A: I like that everyday you never know what's going to happen.  I mean, that can be good and bad, but it's a bit challenging to get things done.  I get a sense of reward out doing what I do and knowing that I'm a part a piece of what been going on around here, to try to keep things running.  That’s my part of the research around here, to make sure that they can do what they need to do.

Q: What do you dislike most about your job?


A Man and His Bike
A: Telephones!  [laughs]  Orders and stuff like that. It’s just one of those things. I just don’t like dealing with phones.  I've been dealing with them since I came in and I've never been able to shake them.  It's really not that big a deal, just one of those things.

Q: What skills have you added to your portfolio since you came here in 1981?

A: Let's see… People skills.  A lot of financial skills, dealing with the budgets and stuff and actually coming in on budget. Computers: basic programs, nothing special, like DDC and the Siemens controls for the building.  So, yeah, I've learned a lot.  I've developed a lot of skills here.

Q: What do you foresee for the next twenty-two years?

A: Fishing and motorcycle riding. [laughs]  No, I don’t know.  I think I’ve got about fifteen years left.  I think there’s just a lot of stuff going on, a lot of buildings going up, new things happening.  The department is continuing to change.  It’ll be interesting to see what happens, see the science.  I mean, I hear a lot about it.  I don’t ask a lot of questions but I know its happening and I know there’s a lot of stuff on the cutting edge around here.

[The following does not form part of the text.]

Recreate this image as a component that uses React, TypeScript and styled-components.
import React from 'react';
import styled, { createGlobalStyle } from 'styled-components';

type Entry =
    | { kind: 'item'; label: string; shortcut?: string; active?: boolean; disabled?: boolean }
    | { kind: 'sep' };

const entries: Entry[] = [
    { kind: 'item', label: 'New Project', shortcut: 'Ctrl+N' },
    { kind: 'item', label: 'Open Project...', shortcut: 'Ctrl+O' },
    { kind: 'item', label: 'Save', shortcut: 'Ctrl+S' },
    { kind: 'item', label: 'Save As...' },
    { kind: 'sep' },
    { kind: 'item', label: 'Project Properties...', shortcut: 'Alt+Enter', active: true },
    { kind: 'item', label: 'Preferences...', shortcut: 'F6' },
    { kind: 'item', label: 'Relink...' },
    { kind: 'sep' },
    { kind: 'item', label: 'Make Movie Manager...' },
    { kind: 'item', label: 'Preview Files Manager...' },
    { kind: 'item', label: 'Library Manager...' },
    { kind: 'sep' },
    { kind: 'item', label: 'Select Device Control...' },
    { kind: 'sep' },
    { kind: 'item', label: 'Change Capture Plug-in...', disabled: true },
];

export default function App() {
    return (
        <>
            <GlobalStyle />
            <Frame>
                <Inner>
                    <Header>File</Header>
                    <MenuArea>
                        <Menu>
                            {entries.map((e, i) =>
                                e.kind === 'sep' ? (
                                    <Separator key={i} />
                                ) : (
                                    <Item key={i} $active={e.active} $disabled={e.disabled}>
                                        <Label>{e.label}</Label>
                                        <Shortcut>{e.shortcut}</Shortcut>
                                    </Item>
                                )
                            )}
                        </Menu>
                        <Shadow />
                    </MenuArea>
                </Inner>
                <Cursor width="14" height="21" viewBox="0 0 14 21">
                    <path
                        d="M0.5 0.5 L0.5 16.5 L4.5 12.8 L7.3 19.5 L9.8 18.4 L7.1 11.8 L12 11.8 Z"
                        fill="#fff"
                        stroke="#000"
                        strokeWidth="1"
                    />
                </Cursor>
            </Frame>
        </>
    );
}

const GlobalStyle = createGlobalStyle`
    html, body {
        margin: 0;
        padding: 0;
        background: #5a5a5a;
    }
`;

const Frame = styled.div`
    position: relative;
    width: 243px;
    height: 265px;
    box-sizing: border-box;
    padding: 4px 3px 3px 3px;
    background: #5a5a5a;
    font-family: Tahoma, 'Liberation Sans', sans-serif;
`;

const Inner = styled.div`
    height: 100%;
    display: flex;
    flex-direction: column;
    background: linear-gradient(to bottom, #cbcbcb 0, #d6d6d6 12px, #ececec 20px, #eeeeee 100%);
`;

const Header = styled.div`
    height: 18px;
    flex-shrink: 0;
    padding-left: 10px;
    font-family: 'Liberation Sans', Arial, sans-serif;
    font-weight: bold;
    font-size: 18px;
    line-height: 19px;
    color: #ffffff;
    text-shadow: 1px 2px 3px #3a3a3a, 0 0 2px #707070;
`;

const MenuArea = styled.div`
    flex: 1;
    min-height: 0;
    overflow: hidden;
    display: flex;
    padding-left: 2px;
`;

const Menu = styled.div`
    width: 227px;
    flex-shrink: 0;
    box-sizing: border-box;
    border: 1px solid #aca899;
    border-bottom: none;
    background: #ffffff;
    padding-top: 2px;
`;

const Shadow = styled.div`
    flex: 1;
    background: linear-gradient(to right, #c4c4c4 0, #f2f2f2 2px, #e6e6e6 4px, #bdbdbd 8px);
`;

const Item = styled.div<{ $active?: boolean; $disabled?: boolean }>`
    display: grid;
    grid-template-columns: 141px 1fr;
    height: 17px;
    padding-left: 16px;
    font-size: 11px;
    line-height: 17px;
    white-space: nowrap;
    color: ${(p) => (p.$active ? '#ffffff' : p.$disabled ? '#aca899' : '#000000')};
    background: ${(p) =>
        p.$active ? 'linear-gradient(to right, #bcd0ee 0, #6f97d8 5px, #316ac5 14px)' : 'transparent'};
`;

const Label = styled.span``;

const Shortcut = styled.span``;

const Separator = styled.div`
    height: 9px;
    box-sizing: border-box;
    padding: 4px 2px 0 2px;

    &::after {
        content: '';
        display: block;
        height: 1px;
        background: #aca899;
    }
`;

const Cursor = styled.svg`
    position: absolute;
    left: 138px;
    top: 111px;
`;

The bottom line is I don’t know what's next.  I mean, we’ve got [Professor] Jim Wang's retirement.  That’s when it starts to hit you: when you start to see some of the things that happen in the department, people leaving, professors start retiring.  I was talking to Jim, we were just talking about different things and you can feel the sentiment.  I’ve been here…it feels like since I’ve been a kid.  So it does have an emotional effect on you. There are emotional ties to things here.